* START *

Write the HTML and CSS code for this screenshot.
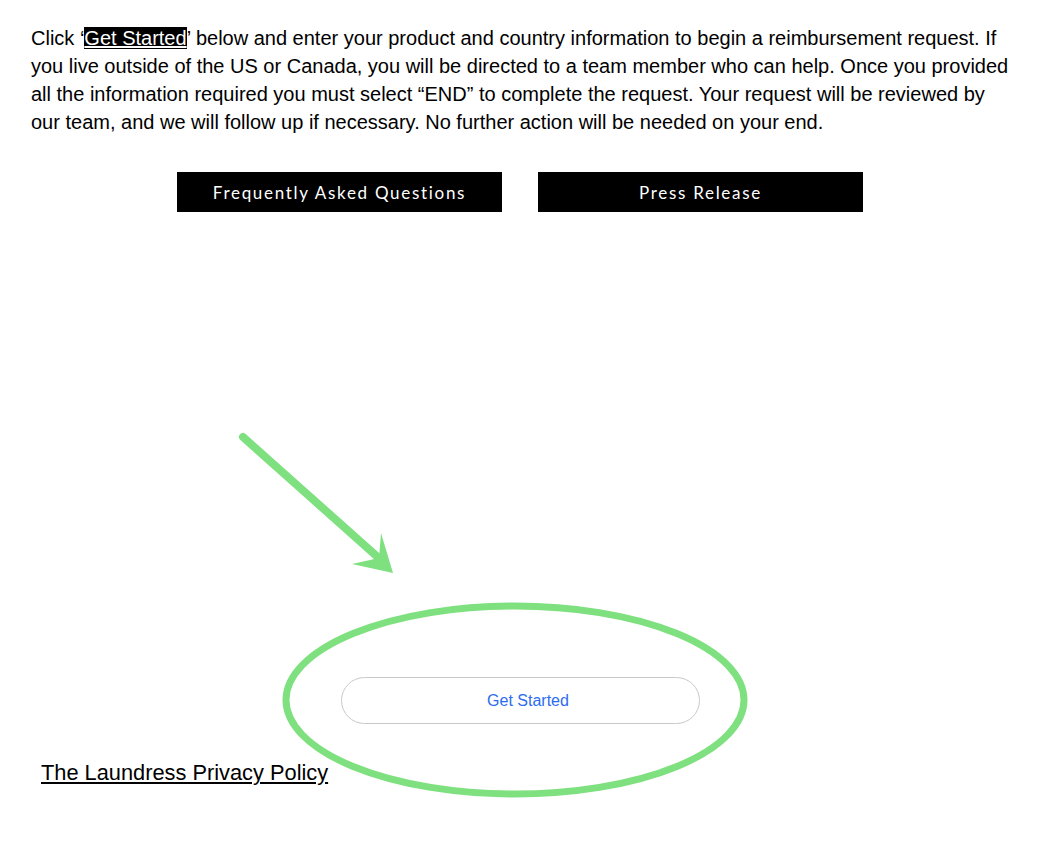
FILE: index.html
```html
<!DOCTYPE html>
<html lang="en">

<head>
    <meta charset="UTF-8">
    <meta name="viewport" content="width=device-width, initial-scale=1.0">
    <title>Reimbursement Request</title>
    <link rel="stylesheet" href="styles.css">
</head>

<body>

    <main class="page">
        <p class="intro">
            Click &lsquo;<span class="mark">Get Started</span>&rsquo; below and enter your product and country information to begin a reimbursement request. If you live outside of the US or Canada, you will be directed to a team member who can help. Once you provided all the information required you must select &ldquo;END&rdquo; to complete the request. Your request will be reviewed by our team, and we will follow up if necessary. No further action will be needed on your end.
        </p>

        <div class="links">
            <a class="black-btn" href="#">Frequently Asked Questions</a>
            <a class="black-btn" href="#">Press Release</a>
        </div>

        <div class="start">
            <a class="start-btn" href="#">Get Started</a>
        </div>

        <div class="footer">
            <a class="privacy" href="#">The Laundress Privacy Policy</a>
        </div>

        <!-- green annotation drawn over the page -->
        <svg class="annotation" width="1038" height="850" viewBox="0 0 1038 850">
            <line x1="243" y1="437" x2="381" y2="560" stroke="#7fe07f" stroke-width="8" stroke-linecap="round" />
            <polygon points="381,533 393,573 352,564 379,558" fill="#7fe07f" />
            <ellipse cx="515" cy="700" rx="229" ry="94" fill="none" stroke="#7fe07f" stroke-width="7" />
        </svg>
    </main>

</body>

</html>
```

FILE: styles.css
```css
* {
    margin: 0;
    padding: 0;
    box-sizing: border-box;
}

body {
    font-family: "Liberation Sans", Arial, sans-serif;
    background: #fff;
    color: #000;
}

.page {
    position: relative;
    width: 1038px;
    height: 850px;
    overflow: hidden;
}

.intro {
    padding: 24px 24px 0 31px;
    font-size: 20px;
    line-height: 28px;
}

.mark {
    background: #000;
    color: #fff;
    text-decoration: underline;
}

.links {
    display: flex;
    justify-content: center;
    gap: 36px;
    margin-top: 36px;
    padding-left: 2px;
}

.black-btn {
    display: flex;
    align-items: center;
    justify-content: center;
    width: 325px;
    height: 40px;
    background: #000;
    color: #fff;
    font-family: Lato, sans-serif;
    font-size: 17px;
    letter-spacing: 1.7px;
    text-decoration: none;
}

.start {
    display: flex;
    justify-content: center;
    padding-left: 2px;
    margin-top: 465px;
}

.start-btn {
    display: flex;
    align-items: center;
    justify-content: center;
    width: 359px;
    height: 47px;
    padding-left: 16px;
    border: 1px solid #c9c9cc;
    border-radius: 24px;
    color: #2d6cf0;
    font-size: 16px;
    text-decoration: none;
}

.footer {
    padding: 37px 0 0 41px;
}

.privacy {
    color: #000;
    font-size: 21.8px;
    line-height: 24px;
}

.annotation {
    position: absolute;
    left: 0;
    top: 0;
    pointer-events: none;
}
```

* END *
* START *

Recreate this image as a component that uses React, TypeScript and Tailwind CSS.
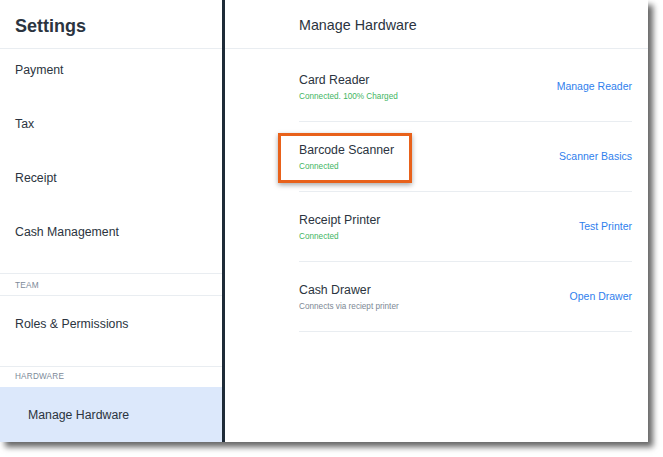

* END *
* START *

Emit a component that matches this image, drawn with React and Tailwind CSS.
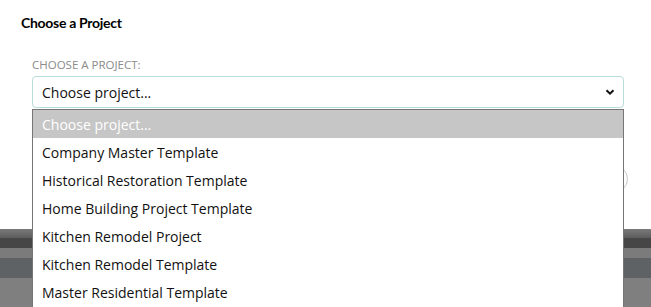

* END *

EXERCISE OBJECTIVE.
Which lines above hold the word "Tailwind"? Copy each of them.

RESPONSE TO THE EXERCISE.
Recreate this image as a component that uses React, TypeScript and Tailwind CSS.
Emit a component that matches this image, drawn with React and Tailwind CSS.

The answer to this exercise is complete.